Journal Montag, 2. November 2020 – Wolverine und ich
Dienstag, 3. November 2020Das mit der Putzmannanwesenheit war dann gar kein so großes Problem: Er kam erst nach zwölf. Ich spazierte über den Alten Südfriedhof an die Isar und setzte mich in den Frühlingsanlagen (ich wusste bis dahin nicht, dass sie so heißen) auf ein Bankerl, wo ich eine gute Stunde las.
James Rebanks’ English Pastoral lese ich sehr gern. Ohnehin finde ich es aufregend, seine Entwicklung als Landwirt und die seines Hofs über jetzt doch einige Jahre so nah mitzubekommen. Dass sein Vater kurz vor Veröffentlichung des ersten Buchs A Shepherd’s Life gestorben war, wusste ich; doch wurde mir erst bei der neuen Lektüre erst, dass James Rebanks danach den Hof übernommen hat, jetzt der Bauer war und deshalb all die Veränderungen und Projekte umsetzen konnte, die ich auf Twitter mitverfolge.
Der Tag war bewölkt, aber sehr warm, ich brauchte keine Jacke.
Nachmittags Ersttermin im Schwabinger Reha-Sportstudio. Er startete mit einer Pro-forma-Untersuchung eines Arzts, dann schickte man mich in das Stockwerk mit den Sporträumen, wo ich mich umzog.
Ein Physio-Trainer stellte mein Reha-Programm zusammen. Ich habe wirklich besonderes Glück mit der Einheilung meiner Endoprothese: Der Trainer äußerte sich mehrfach verwundert, welche Übungen er mir nur vier Wochen nach OP auf den Trainingsplan setzen konnte – weil ich sie halt schon problemlos ausführen kann. (Der passende Moment, mich ein winziges Bisschen mit Wolverine zu vergleichen?
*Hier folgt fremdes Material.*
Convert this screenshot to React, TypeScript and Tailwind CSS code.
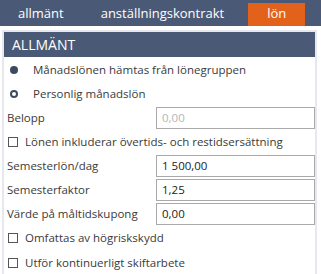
import React from 'react';

const Radio = ({ checked }: { checked?: boolean }) => (
  <span
    className={
      checked
        ? 'inline-block h-[8px] w-[8px] rounded-full bg-[#3c4a60]'
        : 'inline-block h-[8px] w-[8px] rounded-full border-2 border-[#3c4a60] bg-white'
    }
  />
);

const Check = () => <span className="inline-block h-[10px] w-[10px] border border-[#555] bg-white" />;

const Field = ({ label, value, disabled }: { label: string; value: string; disabled?: boolean }) => (
  <div className="flex h-[24px] items-center">
    <span className="w-[152px] pl-[3px]">{label}</span>
    <div
      className={
        'flex h-[22px] flex-1 items-center border border-[#a9a9a9] px-[5px] ' +
        (disabled ? 'text-[#b5b5b5]' : 'text-[#222]')
      }
    >
      {value}
    </div>
  </div>
);

export default function App() {
  return (
    <div className="h-[274px] w-[321px] bg-white text-[11.5px] text-[#3a3a3a] font-['Open_Sans',sans-serif]">
      <div className="flex h-[26px] items-end bg-[#4a5a76] pl-[18px] text-[13px] text-white">
        <span className="h-[23px] leading-[21px]">allmänt</span>
        <span className="ml-[37px] h-[23px] leading-[21px]">anställningskontrakt</span>
        <span className="ml-[24px] h-[23px] w-[57px] bg-[#e2621b] text-center leading-[21px]">lön</span>
      </div>
      <div className="mx-[2px] mt-[4px] w-[315px] border-2 border-[#e6e8ee]">
        <div className="flex h-[25px] items-center bg-[#4a5a76] pl-[8px] text-[14px] text-white">ALLMÄNT</div>
        <div className="pb-[2px]">
          <div className="flex h-[25px] items-center gap-[15px] pl-[6px] pt-[1px]">
            <Radio checked />
            <span>Månadslönen hämtas från lönegruppen</span>
          </div>
          <div className="flex h-[24px] items-center gap-[15px] pl-[6px]">
            <Radio />
            <span>Personlig månadslön</span>
          </div>
          <Field label="Belopp" value="0,00" disabled />
          <div className="flex h-[24px] items-center gap-[7px] pl-[4px]">
            <Check />
            <span>Lönen inkluderar övertids- och restidsersättning</span>
          </div>
          <Field label="Semesterlön/dag" value="1 500,00" />
          <Field label="Semesterfaktor" value="1,25" />
          <Field label="Värde på måltidskupong" value="0,00" />
          <div className="flex h-[24px] items-center gap-[7px] pl-[4px]">
            <Check />
            <span>Omfattas av högriskskydd</span>
          </div>
          <div className="flex h-[25px] items-center gap-[7px] pl-[4px]">
            <Check />
            <span>Utför kontinuerligt skiftarbete</span>
          </div>
        </div>
      </div>
    </div>
  );
}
Adamantium-Titanium / potetoe-potatoe?)
Das Programm besteht ausschließlich aus Übungen, die ich daheim nicht machen könnte, und diese sind fast durchwegs Wackelübungen (Trainer nennt sowas “Stabilität”). Die fallen mir schon immer ausgesprochen schwer, weswegen ich sie nicht ausstehen kann, was bedeutet, dass ich sie wirklich nötig habe. Darunter sind unter anderem Bodenübungen mit Peziball, Kniebeugen auf der Schnittfläche eines Halbkugelpolsters, Seilzugübungen auf Wackelpolster stehend. Weil, wie der Trainer schnell feststellte, “die reine Kraft hast’ ja schon”.
Wermutstropfen: Im Sportraum ist Maskenfreiheit erlaubt, “wenn die Übung anstrengend ist” – was die Patientinnen und Patienten offensichtlich ausgesprochen memmig interpretieren. Denn: Nein, Krankengymnastik ist kein Kardio-Training, und wer bei den Übungen ernsthaft außer Atem kommt, hat eigentlich ein Problem. Und in der Rehaklinik am Tegernsee hatte ich ja erlebt, wie Menschen aller Altersgruppen ihre Übungen mit OP-Maske durchführen können. Da ich mir meine Tage weitgehend frei einteilen kann, werde ich versuchen, möglichst menschenarme Zeiten zu erwischen.
Als ich am Sendlinger Tor aus dem U-Bahnhof stieg, sah ich Fledermäuse in der Dämmerung um den Turm von St. Matthäus. Aus dem heimischen Wohnzimmer hielt ich mit Herr Kaltmamsell Ausschau, bis wir auch hier eine sahen.
Zum Abendessen kochte ich uns Exotisches: Eier in Senfsauce.
Mit Petersilie wäre das Gericht etwas hübscher gewesen, doch die hatte ich bereits gehackt in der Küche vergessen.
Wie so viele anderswodeutsche Gerichte habe ich das in einer Kantine kennengelernt. Senfsoße mochte ich sofort. (Lauch – war noch da, musste weg – und Kartoffeln aus Ernteanteil.)
Die Wahlen in den USA dominieren meine Nachrichtenkanäle (neben Corona). Es würde mich sehr erleichtern, wenn ich bald nicht mehr täglich lesen müsste, welche Ungeheuerlichkeiten das gewissenlose Monster Trump jetzt wieder gesagt und getan hat.